The Bill in its present form has been criticized on the establishment of the Police Establishment Boards whose rationale was to return day-to-day police functioning back into the police’s hands.
The detractors have however claimed that the state government has given itself the power to order mid-term transfers and excluded the PEBs entirely from these decisions. “Secretary-level officers have been included on the PEBs, which defeats the Court’s design of PEBs being “departmental” bodies, made up only of police officers,” CHRI claims.
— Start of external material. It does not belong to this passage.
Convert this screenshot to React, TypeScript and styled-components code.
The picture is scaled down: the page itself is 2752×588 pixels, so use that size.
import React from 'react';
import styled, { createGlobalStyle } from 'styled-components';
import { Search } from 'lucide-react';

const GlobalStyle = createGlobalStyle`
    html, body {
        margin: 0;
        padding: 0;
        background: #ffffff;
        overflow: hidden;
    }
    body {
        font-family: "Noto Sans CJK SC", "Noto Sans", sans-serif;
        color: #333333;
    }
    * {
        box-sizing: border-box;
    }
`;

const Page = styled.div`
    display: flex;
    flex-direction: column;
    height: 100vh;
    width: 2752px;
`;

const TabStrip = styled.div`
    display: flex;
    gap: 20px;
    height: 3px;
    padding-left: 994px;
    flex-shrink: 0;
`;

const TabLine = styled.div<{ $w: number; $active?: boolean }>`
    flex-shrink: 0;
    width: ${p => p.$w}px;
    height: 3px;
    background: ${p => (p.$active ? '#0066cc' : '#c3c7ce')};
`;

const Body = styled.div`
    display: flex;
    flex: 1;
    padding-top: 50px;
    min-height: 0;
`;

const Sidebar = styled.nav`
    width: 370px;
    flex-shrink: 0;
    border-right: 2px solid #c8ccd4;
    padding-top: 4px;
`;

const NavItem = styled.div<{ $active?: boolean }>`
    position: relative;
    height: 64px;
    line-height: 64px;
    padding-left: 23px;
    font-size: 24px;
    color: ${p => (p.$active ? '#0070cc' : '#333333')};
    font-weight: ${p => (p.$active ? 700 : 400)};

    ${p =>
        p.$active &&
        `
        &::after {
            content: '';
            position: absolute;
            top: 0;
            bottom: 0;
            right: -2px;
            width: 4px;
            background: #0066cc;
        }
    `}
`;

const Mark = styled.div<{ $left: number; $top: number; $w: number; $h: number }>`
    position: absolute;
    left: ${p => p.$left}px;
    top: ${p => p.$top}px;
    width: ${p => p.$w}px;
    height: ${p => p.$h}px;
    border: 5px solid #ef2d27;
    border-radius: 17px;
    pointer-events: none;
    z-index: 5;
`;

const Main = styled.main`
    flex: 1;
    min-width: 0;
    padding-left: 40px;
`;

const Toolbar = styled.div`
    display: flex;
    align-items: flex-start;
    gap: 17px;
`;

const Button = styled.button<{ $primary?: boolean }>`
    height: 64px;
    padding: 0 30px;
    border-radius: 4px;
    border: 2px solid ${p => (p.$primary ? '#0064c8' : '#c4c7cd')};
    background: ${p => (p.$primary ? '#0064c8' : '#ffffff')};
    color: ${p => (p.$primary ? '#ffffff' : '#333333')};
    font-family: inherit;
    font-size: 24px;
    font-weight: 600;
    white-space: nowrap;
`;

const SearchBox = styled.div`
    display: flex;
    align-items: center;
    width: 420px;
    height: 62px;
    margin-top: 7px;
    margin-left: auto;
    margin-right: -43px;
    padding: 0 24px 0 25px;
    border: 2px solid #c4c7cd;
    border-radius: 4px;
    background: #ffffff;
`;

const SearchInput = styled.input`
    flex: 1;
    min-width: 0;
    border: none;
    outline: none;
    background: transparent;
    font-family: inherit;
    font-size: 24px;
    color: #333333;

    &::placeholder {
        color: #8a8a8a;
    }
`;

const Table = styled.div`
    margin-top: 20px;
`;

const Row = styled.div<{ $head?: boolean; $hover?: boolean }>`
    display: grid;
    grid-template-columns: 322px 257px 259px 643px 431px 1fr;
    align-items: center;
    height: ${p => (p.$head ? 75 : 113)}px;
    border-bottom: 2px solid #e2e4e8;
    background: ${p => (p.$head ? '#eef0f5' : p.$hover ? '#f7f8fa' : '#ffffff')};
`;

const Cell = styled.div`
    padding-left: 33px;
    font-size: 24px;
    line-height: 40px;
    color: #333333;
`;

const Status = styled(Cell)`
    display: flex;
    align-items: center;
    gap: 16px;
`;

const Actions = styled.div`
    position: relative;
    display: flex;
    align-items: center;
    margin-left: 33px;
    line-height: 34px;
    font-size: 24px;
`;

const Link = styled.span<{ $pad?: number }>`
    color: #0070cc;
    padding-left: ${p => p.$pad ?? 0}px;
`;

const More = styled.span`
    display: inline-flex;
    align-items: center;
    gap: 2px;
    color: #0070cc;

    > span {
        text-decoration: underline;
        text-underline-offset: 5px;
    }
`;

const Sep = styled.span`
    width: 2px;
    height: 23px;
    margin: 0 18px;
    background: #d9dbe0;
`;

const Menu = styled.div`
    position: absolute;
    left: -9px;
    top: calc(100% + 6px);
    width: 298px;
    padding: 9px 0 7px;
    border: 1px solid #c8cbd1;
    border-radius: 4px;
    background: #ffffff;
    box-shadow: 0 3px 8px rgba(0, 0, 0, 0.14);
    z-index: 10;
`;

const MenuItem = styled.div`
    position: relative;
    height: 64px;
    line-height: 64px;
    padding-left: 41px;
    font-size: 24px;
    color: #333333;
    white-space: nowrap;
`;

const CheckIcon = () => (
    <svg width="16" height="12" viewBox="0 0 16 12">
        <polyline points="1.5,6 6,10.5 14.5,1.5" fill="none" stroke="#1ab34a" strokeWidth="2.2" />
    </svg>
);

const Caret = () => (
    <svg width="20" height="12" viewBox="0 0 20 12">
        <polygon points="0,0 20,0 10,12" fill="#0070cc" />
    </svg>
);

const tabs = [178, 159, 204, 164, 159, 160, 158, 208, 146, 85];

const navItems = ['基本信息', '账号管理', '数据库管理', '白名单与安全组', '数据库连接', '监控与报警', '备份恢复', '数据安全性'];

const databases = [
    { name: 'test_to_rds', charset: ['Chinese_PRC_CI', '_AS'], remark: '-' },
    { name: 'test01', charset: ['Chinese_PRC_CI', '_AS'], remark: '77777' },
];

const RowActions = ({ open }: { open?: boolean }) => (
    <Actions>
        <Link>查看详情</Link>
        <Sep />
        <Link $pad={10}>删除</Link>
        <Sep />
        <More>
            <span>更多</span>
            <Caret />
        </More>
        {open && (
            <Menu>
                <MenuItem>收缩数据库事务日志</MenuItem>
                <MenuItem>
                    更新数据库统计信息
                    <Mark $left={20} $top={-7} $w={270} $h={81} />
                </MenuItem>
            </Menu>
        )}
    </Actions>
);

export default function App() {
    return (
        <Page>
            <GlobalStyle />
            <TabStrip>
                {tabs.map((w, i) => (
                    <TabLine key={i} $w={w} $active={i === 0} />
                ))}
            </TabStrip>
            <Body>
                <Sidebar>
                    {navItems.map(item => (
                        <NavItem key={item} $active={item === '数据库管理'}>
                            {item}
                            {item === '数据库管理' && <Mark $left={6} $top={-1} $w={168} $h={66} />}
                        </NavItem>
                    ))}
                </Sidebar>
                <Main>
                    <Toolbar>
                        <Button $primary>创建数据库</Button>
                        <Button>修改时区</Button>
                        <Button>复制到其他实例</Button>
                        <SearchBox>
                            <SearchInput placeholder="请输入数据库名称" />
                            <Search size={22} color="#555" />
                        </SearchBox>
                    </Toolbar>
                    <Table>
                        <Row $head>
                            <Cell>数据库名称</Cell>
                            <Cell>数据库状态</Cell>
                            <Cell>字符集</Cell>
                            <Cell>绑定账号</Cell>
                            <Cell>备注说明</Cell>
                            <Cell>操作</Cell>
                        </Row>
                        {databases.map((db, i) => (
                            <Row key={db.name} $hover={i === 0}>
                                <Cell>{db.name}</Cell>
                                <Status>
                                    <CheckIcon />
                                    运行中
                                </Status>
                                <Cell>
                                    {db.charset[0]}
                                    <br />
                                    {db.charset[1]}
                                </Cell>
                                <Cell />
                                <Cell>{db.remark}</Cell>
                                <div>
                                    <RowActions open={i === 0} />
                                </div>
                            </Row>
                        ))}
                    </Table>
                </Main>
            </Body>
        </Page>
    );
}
On the setting up of Police Complaints Authority there are complains that this Authority is made up of serving police officers which defeats the purpose of setting up a body to take up complaints against policemen. The Bill also allows the state government to reject the final reports of the PCAs this erosion of the binding nature of their recommendations weakens their effectiveness as accountability mechanisms, CHRI claims.

The Maharashtra legislature had earlier this month cleared the bill. The Supreme Court while hearing a petition of retired chief of the UP Police and BSF Prakash Singh in 2006 on police reform had given seven directives for all the states to implement.

A committee headed by Home Minister R R Patil had subsequently come out with a slew of recommendations in September 2013 to implement these directives in Maharashtra. These same recommendations were subsequently diluted further and put forth in the bill which was cleared earlier this month.“The Maharashtra Police (Amendment) Bill 2014 is totally unacceptable. We urge the Governor of Maharashtra to send the Bill back to the state Legislature for reconsideration.

“Policing is a serious business that affects the safety and security of all citizens. This Bill requires fundamental changes if it is to be in compliance with the Supreme Court’s directives and have the possibility of reforming the police in the public interest,” said  Maja Daruwala, Director of Common Wealth Human Rights Initiative said.